Even though thousands of years have passed since the indigenous people inhabited this land, Puerto Ricans to this day feel a deep connection with the earth. Although many people care for nature, climate change is something too big to be stopped by a small group of people. Puerto Rico is certainly one of those places in the world that has been most affected by climate change. In the course of only four years, thousands of Puerto Ricans have died or completely lost their homes because of the numerous natural disasters that are influenced by climate change.
Hurricane season in Puerto Rico is something that brings stress and fear to everyone. Thanks to climate change, the temperature in the seawater surrounding Puerto Rico is favorable for hurricanes to develop. On September 7, 2017, the category 5 hurricane Irma’s eye passed north of Puerto Rico with 185 mph (ca. 298 km/h) winds. Although Irma did not pass directly through Puerto Rico, it was very catastrophic, leaving thousands of Puerto Ricans without electricity, water service, or a way to communicate with their loved ones. At this point, nature was letting its voice be heard and people started to notice that climate change is something real that can affect them directly.
Even after so much catastrophe, it was not over yet because on September 20, 2017, the strongest hurricane in 80 years entered Puerto Rican land through the municipality of Yabucoa. This hurricane was a high-end category five with winds of 155 mph (ca. 249 km/h) and what made this system so destructive for the island was that it entered through the south-east area and exited through the north-west area.
The phenomenon affected the whole island leaving every municipality without power, water source, communication services, and access to roads. The citizens were in these conditions for months and even to this day, four years later, some rural areas of the island are still living in these conditions.

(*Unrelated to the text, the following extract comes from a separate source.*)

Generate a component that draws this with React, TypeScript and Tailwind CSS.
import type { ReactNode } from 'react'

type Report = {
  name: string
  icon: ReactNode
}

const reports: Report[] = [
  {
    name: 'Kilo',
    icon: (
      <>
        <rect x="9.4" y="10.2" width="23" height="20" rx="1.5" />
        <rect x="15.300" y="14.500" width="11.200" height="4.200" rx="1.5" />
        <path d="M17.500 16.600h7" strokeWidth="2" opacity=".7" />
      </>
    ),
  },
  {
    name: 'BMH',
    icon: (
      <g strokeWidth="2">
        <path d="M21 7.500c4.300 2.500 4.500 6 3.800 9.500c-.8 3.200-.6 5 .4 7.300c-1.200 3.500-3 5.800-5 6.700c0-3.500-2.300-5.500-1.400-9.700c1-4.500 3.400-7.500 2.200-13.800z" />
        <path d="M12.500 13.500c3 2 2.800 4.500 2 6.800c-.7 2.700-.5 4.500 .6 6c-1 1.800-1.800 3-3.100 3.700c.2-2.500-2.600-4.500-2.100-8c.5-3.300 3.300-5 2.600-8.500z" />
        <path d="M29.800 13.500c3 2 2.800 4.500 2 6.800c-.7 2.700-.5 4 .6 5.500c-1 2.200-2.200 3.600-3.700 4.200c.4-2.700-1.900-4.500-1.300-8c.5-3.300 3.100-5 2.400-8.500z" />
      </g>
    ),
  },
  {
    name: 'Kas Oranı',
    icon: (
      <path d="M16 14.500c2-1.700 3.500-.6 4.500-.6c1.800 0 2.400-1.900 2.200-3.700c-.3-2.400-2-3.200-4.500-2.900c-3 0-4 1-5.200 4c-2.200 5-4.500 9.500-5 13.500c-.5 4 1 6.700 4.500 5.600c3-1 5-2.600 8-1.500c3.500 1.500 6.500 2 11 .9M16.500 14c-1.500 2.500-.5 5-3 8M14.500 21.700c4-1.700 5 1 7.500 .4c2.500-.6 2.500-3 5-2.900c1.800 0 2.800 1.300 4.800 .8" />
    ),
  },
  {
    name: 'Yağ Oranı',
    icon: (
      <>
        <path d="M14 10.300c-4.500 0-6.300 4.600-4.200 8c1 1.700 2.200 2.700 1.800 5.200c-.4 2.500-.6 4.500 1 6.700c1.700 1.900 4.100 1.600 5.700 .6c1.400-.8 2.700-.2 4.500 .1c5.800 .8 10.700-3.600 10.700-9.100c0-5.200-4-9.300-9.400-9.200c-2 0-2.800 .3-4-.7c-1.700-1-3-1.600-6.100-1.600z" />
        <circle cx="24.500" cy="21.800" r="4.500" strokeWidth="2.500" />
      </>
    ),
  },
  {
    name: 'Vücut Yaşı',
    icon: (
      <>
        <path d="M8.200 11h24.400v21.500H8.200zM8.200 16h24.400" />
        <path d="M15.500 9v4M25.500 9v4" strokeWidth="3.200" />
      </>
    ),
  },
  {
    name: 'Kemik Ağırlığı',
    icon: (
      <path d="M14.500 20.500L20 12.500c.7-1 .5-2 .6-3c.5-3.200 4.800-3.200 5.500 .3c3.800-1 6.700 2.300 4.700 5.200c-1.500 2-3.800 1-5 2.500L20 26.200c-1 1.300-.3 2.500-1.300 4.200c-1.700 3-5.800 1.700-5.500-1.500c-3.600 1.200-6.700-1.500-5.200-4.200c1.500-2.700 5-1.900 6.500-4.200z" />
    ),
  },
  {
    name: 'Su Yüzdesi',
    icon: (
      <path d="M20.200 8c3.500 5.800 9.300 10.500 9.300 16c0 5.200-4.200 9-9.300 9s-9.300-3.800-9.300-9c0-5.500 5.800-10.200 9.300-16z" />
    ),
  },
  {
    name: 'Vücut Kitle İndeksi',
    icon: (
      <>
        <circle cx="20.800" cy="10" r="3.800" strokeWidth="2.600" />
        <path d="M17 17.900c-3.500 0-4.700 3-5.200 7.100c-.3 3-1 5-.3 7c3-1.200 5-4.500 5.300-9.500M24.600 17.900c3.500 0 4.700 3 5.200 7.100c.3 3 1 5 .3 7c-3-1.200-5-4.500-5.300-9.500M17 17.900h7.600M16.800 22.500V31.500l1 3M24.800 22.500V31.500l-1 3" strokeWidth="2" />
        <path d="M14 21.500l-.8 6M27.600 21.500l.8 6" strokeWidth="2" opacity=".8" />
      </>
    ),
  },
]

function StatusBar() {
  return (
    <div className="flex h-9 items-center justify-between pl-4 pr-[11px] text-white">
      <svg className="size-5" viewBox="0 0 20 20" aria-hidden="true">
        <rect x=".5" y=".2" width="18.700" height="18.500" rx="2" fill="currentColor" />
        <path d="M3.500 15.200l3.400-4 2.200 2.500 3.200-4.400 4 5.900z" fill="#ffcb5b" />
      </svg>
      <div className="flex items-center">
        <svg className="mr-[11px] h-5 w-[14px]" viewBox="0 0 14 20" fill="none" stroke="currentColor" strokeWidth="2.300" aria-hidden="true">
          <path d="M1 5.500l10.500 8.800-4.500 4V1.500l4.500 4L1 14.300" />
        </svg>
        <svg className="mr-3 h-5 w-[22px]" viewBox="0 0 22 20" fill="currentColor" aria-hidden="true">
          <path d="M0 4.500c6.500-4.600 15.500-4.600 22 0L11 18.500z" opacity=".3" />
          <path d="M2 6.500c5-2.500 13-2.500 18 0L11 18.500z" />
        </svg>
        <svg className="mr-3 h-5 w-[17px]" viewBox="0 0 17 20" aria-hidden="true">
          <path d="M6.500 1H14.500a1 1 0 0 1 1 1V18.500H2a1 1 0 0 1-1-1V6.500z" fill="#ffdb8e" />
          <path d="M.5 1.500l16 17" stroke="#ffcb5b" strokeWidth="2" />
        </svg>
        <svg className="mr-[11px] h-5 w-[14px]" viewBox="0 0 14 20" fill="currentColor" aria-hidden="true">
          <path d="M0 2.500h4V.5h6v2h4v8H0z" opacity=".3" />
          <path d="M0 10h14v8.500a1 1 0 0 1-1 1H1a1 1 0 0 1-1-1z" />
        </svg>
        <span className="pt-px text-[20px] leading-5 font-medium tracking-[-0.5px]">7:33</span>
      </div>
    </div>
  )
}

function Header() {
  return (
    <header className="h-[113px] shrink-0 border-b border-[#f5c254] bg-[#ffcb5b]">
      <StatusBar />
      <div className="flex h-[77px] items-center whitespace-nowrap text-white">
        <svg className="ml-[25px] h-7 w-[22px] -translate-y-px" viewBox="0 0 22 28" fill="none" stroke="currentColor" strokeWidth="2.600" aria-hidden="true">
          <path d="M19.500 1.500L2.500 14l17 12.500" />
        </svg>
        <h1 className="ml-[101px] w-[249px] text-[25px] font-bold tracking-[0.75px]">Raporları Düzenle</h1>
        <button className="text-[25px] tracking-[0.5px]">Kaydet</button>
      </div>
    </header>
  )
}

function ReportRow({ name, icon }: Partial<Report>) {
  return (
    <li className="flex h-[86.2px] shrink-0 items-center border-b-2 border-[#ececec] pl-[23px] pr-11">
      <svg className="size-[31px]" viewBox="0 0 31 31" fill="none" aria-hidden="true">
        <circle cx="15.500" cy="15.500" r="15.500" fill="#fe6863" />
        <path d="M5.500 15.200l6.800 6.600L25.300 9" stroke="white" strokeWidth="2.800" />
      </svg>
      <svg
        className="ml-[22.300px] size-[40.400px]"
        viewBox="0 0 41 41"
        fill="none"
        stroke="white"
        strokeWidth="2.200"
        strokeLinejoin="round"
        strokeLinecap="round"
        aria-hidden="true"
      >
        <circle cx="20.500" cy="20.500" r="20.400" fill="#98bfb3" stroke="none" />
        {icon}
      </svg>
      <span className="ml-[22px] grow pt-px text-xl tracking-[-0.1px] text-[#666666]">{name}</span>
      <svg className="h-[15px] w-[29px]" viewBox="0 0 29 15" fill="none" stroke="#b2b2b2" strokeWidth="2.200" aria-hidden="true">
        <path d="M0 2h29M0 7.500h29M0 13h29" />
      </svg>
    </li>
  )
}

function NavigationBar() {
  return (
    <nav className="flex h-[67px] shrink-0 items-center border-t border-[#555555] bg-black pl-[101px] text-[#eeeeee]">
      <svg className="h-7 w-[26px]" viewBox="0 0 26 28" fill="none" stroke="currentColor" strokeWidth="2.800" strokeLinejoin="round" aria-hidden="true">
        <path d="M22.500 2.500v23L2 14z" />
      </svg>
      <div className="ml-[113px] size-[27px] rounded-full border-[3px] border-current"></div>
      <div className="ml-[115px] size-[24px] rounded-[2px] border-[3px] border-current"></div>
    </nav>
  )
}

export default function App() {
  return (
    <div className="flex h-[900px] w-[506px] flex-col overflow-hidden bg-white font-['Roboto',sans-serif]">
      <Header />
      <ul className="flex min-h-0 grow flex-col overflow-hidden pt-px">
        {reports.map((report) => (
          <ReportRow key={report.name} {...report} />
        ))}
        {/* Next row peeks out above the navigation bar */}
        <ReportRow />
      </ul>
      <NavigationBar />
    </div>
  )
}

Given that Puerto Rico is an island, it is surrounded by water, it has many “natural wave barriers”. These barriers in order are coral reefs, seagrass, mangroves, and dunes. These are the natural elements that make the impact of strong waves that come from the ocean towards land, less strong. Due to construction, the mangroves which are one of the most important barriers, are being torn down. The mangroves do not only serve for protection, but they serve as a habitat for many organisms. People may think they are just tearing down a plant, but they are really altering the habitat of thousands of species. Mangroves also clean and purify the water and if we stopped taking down such important plants, we could help thousands of species, and we could also help by keeping our waters clean.

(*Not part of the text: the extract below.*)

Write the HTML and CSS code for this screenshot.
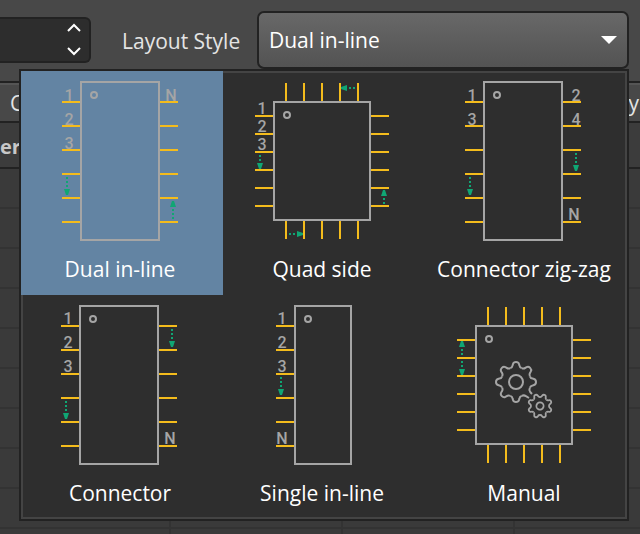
FILE: index.html
```
<!DOCTYPE html>
<html lang="en">
<head>
<meta charset="utf-8">
<title>Layout Style</title>
<link rel="stylesheet" href="styles.css">
</head>
<body>
<svg class="defs" aria-hidden="true">
  <defs>
    <path id="down" d="M-1 0h2v2h-2zM-1 4h2v2h-2zM-1 8h2v2h-2zM-3 12h6l-2 6h-2z"/>
    <path id="down-short" d="M-1 0h2v2h-2zM-1 4h2v2h-2zM-3 8h6l-2 6h-2z"/>
    <path id="tooth" d="M-5.7-13.9Q-3.7-14.6-3.4-16.6L-3-18Q-2.4-20 0-20Q2.4-20 3-18L3.4-16.6Q3.7-14.6 5.7-13.9"/>
  </defs>
</svg>

<form class="toolbar">
  <div class="spinner">
    <input class="spinner-input" type="text" aria-label="Pin count">
    <div class="spinner-buttons">
      <button type="button" aria-label="Increase"><svg width="16" height="10"><path d="M2 8l6-6 6 6"/></svg></button>
      <button type="button" aria-label="Decrease"><svg width="16" height="10"><path d="M2 2l6 6 6-6"/></svg></button>
    </div>
  </div>
  <label class="caption" for="style">Layout Style</label>
  <div class="combo">
    <select id="style">
      <option>Dual in-line</option>
      <option>Quad side</option>
      <option>Connector zig-zag</option>
      <option>Connector</option>
      <option>Single in-line</option>
      <option>Manual</option>
    </select>
    <svg class="combo-arrow" width="16" height="8"><path d="M0 0h16l-8 8z"/></svg>
  </div>

  <div class="popup">
    <button type="button" class="tile selected">
      <svg class="chip" viewBox="0 0 202 176">
        <path class="pin" d="M41 31h18M41 55h18M41 79h18M41 103h18M41 127h18M41 151h18M139 31h18M139 55h18M139 79h18M139 103h18M139 127h18M139 151h18"/>
        <rect class="body" x="60" y="11" width="78" height="158"/>
        <circle class="body" cx="73" cy="24" r="3"/>
        <text x="48" y="30">1</text><text x="48" y="54">2</text><text x="48" y="78">3</text><text x="150" y="30">N</text>
        <use class="arrow" href="#down" x="46" y="106"/>
        <use class="arrow" href="#down" transform="translate(152 148) rotate(180)"/>
      </svg>
      <span class="name">Dual in-line</span>
    </button>
    <button type="button" class="tile">
      <svg class="chip" viewBox="0 0 202 176">
        <path class="pin" d="M32 45h18M32 63h18M32 81h18M32 99h18M32 117h18M32 135h18M148 45h18M148 63h18M148 81h18M148 99h18M148 117h18M148 135h18M63 12v18M81 12v18M99 12v18M117 12v18M135 12v18M63 150v18M81 150v18M99 150v18M117 150v18M135 150v18"/>
        <rect class="body" x="51" y="31" width="96" height="118"/>
        <circle class="body" cx="64" cy="44" r="3"/>
        <text x="39" y="43">1</text><text x="39" y="61">2</text><text x="39" y="79">3</text>
        <use class="arrow" href="#down-short" x="37" y="84"/>
        <use class="arrow" href="#down-short" transform="translate(161 133) rotate(180)"/>
        <use class="arrow" href="#down-short" transform="translate(132 17) rotate(90)"/>
        <use class="arrow" href="#down-short" transform="translate(66 163) rotate(-90)"/>
      </svg>
      <span class="name">Quad side</span>
    </button>
    <button type="button" class="tile">
      <svg class="chip" viewBox="0 0 202 176">
        <path class="pin" d="M40 31h18M40 55h18M40 79h18M40 103h18M40 127h18M40 151h18M138 31h18M138 55h18M138 79h18M138 103h18M138 127h18M138 151h18"/>
        <rect class="body" x="59" y="11" width="78" height="158"/>
        <circle class="body" cx="72" cy="24" r="3"/>
        <text x="47" y="30">1</text><text x="47" y="54">3</text><text x="151" y="30">2</text><text x="151" y="54">4</text><text x="149" y="149">N</text>
        <use class="arrow" href="#down" x="45" y="106"/>
        <use class="arrow" href="#down" x="151" y="82"/>
      </svg>
      <span class="name">Connector zig-zag</span>
    </button>
    <button type="button" class="tile">
      <svg class="chip" viewBox="0 0 202 176">
        <path class="pin" d="M40 31h18M40 55h18M40 79h18M40 103h18M40 127h18M40 151h18M138 31h18M138 55h18M138 79h18M138 103h18M138 127h18M138 151h18"/>
        <rect class="body" x="59" y="11" width="78" height="158"/>
        <circle class="body" cx="72" cy="24" r="3"/>
        <text x="47" y="29">1</text><text x="47" y="53">2</text><text x="47" y="77">3</text><text x="149" y="149">N</text>
        <use class="arrow" href="#down" x="45" y="106"/>
        <use class="arrow" href="#down" x="151" y="34"/>
      </svg>
      <span class="name">Connector</span>
    </button>
    <button type="button" class="tile">
      <svg class="chip" viewBox="0 0 202 176">
        <path class="pin" d="M53 31h18M53 55h18M53 79h18M53 103h18M53 127h18M53 151h18"/>
        <rect class="body" x="72" y="11" width="56" height="158"/>
        <circle class="body" cx="85" cy="24" r="3"/>
        <text x="59" y="29">1</text><text x="59" y="53">2</text><text x="59" y="77">3</text><text x="59" y="149">N</text>
        <use class="arrow" href="#down" x="58" y="82"/>
      </svg>
      <span class="name">Single in-line</span>
    </button>
    <button type="button" class="tile">
      <svg class="chip" viewBox="0 0 202 176">
        <path class="pin" d="M32 45h18M32 63h18M32 81h18M32 99h18M32 117h18M32 135h18M148 45h18M148 63h18M148 81h18M148 99h18M148 117h18M148 135h18M63 12v18M81 12v18M99 12v18M117 12v18M135 12v18M63 150v18M81 150v18M99 150v18M117 150v18M135 150v18"/>
        <rect class="body" x="51" y="31" width="96" height="118"/>
        <circle class="body" cx="64" cy="44" r="3"/>
        <path class="arrow" d="M36 46h2l2 6h-6zM36 54h2v2h-2zM36 58h2v2h-2zM36 66h2v2h-2zM36 70h2v2h-2zM34 74h6l-2 6h-2z"/>
        <g class="gear" transform="translate(91 87)">
          <circle r="7"/>
          <use href="#tooth"/>
          <use href="#tooth" transform="rotate(45)"/>
          <use href="#tooth" transform="rotate(90)"/>
          <use href="#tooth" transform="rotate(180)"/>
          <use href="#tooth" transform="rotate(225)"/>
          <use href="#tooth" transform="rotate(270)"/>
          <use href="#tooth" transform="rotate(315)"/>
          <path d="M13.9 5.7Q12.7 8 14.2 10L16 12M5.7 13.9Q8 12.7 10 14.2L13 16"/>
        </g>
        <g class="gear small" transform="translate(115 111) rotate(22.5) scale(.6)">
          <circle r="6"/>
          <use href="#tooth"/>
          <use href="#tooth" transform="rotate(45)"/>
          <use href="#tooth" transform="rotate(90)"/>
          <use href="#tooth" transform="rotate(135)"/>
          <use href="#tooth" transform="rotate(180)"/>
          <use href="#tooth" transform="rotate(225)"/>
          <use href="#tooth" transform="rotate(270)"/>
          <use href="#tooth" transform="rotate(315)"/>
        </g>
      </svg>
      <span class="name">Manual</span>
    </button>
  </div>
</form>

<div class="tabs"><span>C</span><span>y</span></div>
<div class="heading">er</div>
<div class="grid"></div>
</body>
</html>
```
FILE: styles.css
```
* {
  box-sizing: border-box;
}

body {
  margin: 0;
  height: 100vh;
  overflow: hidden;
  display: flex;
  flex-direction: column;
  background: #484848;
  color: #e4e4e4;
  font: 21px/28px "Open Sans", "Noto Sans", sans-serif;
}

button,
input,
select {
  margin: 0;
  font: inherit;
  color: inherit;
}

.defs {
  position: absolute;
  width: 0;
  height: 0;
}

.toolbar {
  position: relative;
  z-index: 1;
  display: flex;
  align-items: center;
  padding: 11px 11px 12px 0;
}

.spinner {
  display: flex;
  width: 91px;
  height: 46px;
  background: #2d2d2d;
  border: 2px solid #222;
  border-left: 0;
  border-radius: 0 6px 6px 0;
}

.spinner-input {
  flex: 1;
  min-width: 0;
  border: 0;
  background: none;
}

.spinner-buttons {
  display: flex;
  flex-direction: column;
  justify-content: space-between;
  padding: 4px 7px 5px 0;
}

.spinner-buttons button {
  display: flex;
  padding: 0;
  border: 0;
  background: none;
}

.spinner-buttons path {
  fill: none;
  stroke: #fff;
  stroke-width: 2;
}

.caption {
  width: 166px;
  padding-left: 31px;
}

.combo {
  flex: 1;
  display: grid;
  align-items: center;
}

.combo select {
  grid-area: 1 / 1;
  width: 100%;
  height: 58px;
  padding: 0 10px 2px;
  line-height: 28px;
  appearance: none;
  color: #fff;
  background: linear-gradient(#686868, #535353);
  border: 2px solid #222;
  border-radius: 7px;
}

.combo select,
.caption {
  padding-top: 2px;
}

.combo-arrow {
  grid-area: 1 / 1;
  justify-self: end;
  margin-right: 12px;
  fill: #fff;
  pointer-events: none;
}

.popup {
  position: absolute;
  top: 69px;
  left: 19px;
  right: 11px;
  display: grid;
  grid-template-columns: repeat(3, 1fr);
  background: #2e2e2e;
  border: 2px solid #222;
  box-shadow: inset 0 0 0 2px #444;
}

.tile {
  display: flex;
  flex-direction: column;
  align-items: center;
  height: 224px;
  padding: 0;
  border: 0;
  background: none;
  color: #fff;
  gap: 8px;
}

.tile.selected {
  background: #6384a3;
}

.name {
  padding-right: 4px;
}

.chip {
  width: 202px;
  height: 176px;
}

.chip text {
  fill: #a5a5a5;
  font: 500 16px Roboto, sans-serif;
  text-anchor: middle;
}

.pin {
  fill: none;
  stroke: #f4bc1c;
  stroke-width: 2;
}

.body {
  fill: none;
  stroke: #a5a5a5;
  stroke-width: 2;
}

.arrow {
  fill: #10a674;
}

.gear {
  fill: none;
  stroke: #a5a5a5;
  stroke-width: 2;
}

.gear.small {
  stroke-width: 3;
}

.tabs {
  display: flex;
  justify-content: space-between;
  height: 42px;
  padding: 6px 1px 0 10px;
  border-top: 2px solid #222;
  border-bottom: 2px solid #222;
  background: #484848;
  box-shadow: inset 0 2px #555;
}

.heading {
  height: 46px;
  padding-top: 10px;
  border-bottom: 2px solid #222;
  background: #3c3c3c;
  font-size: 20px;
  font-weight: bold;
  color: #c8c8c8;
}

.grid {
  flex: 1;
  background:
    repeating-linear-gradient(transparent 0 38px, #333 38px 40px),
    repeating-linear-gradient(90deg, transparent 0 169px, #333 169px 171px, transparent 171px 172px),
    #3a3a3a;
}
```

Acidification in the ocean is something that is greatly affecting the corals on the island right now. This is mainly caused by the rising of carbon dioxide levels in the atmosphere due to burning fossil fuels. When the coral polyps then take in the seawater containing the different components, this then causes the corals to struggle to accrete the skeletons. This event causes corals to die which means that all the organisms depending on the coral will probably die too and the protection corals offer would be greatly affected
Climate change is something that is more evident now, more than ever and now people, especially younger ones are starting to take action and raise awareness of how we all contribute one way or another to climate change. Over the past few years, many protests for climate change have been done, but that is not the only way Puerto Ricans are dealing with this worldwide issue. Many groups and individuals have taken social media as their main platform to give the message and raise awareness. Examples include Christine Nieves, a community organizer and environmental activist who created Emerge Puerto Rico, a “non-profit focused on rooting cutting-edge Climate Change leadership and education in community wisdom.”
Comparto el reportaje que publicó hoy ENDI. 🎉 Corrijo que, como saben, regresé a Puerto Rico 9 meses antes del huracán y no después de María como menciona el artículo. Me consta que están pasando cosas en las islas de Borikén que representan ejemplos de adaptación ante el cambio climático y merecen ser vistos aquí y en el mundo. También me consta que para lograr que el trabajo comunitario sea sustentable, regenerativo y futurista hay que metabolizar y descomponer mucho trauma y dolor del pasado. Así que estamos aquí alzando la mano🙋🏾♀️🙋🏾🙋🏽♂️. reconociendo que lo que queremos hacer requiere abrir caminos, que puede ser que nos equivoquemos y que queremos hacer todo lo que está en nuestro alcance para que esta generación emergente tenga un futuro de vida con el menor sufrimiento y dolor posible. Aquí estamos poniendo nuestros talentos y habilidades al servicio de liberar soluciones climáticas. Invitamos prácticas, rituales y ceremonias para procesar el duelo de forma colectiva y crear en medio del caos y el colapso - estas serán las herramientas de un liderazgo climático efectivo. Lo que en @emergepuertorico llamamos, Valentía climática. La muerte es necesaria para que otras vidas nazcan. Y me siento muy agradecida del aprendizaje del Proyecto de Apoyo Mutuo Mariana que lanzamos junto a ARECMA que nos permitió ver el futuro. El PAM fue semilla para lo que hoy es EmergePR. Y los rompimientos y quiebres necesarios aunque tristes, sacudieron algo bien profundo en nosotres. Nos miramos a un espejo y vimos que el cambio fundamental tiene que partir desde adentro. Nuestra misión ahora es construir comunidad con aquelles que están haciendo el trabajo de liberación interior como estrategia de cambio sistémico. Estos tiempos nos están llamando a descomponer para que nazca algo nuevo. Lloremos lo que no pudo ser, lo que fue, y lo que otros quisieron que fuese. Ahí, en esa descomposición se encuentra nuestra descolonización. Desde ahí se emerge.
Many people like to do big things for the environment, but by just changing some parts of your daily life you could help. Other things you could do to better the environment is plant trees, choose to reduce the amount of waste you produce, reduce the amount of plastic you use, opt for sustainable ways of shopping clothes and so many more things! By educating people and taking action a big change can be done.
These are only a few examples of how climate change affects the beautiful island of Puerto Rico. Many people on the island and around the world are taking action, but it is not enough. We have ignored the messages the earth and nature have sent us for way too long, we must take action before it is too late. We sometimes forget that many of the natural events we experience are influenced by climate change and that we could actually do something about it to make the earth a better place. If we all can join and fight against climate change, we will win!